Modeling the Effect of Disease Characteristics on the Outcomes of Interventions

Many infectious diseases have common features in terms of their natural history; however, quantifiable characteristics, such as transmissibility, the incubation period, and infectiousness profile, set them apart. These characteristics play a pivotal role in determining whether a disease might trigger a local outbreak or evolve into a global pandemic. Consequently, understanding these characteristics and discerning their variations across diseases is critical in devising effective public health policies to prevent the spread of infection in the population and mitigate potential outcomes and socioeconomic repercussions, as observed during the COVID-19 pandemic. This study introduces a general modeling framework for transmission dynamics of two respiratory viruses, namely, influenza and SARS-CoV-2, to investigate the effect their characteristics have on intervention outcomes. Performing simulations and sensitivity analysis, we show that the length of infectious period and infectiousness profile during various stages of illness have a remarkable influence on the outcome of interventions.
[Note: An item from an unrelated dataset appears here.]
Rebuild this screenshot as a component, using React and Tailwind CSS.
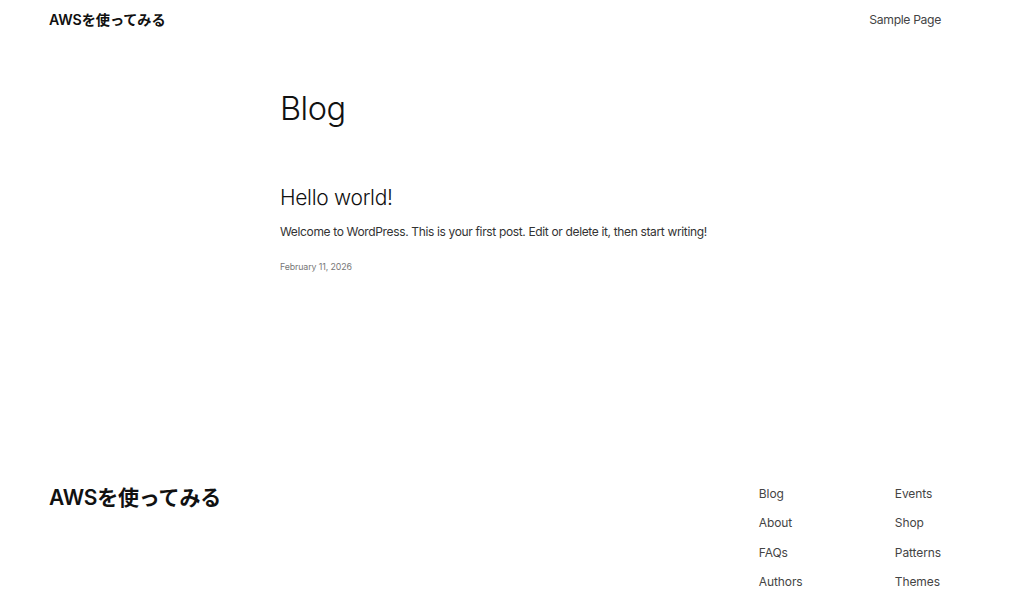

With appropriate parameterization of the model, the results show that beyond isolation of infectious individuals, school closure can lead to different mitigating effects for the two diseases, likely due to the longer and more infectious pre-symptomatic stage in the SARS-CoV-2 infection compared to influenza. This is further demonstrated by the results from the sensitivity analyses, indicating that the duration of pre-symptomatic and symptomatic periods consistently exhibits a negative linear correlation with the relative reduction in attack rate (i.e., the proportion of the population infected throughout the outbreak), regardless of the disease or the type of intervention.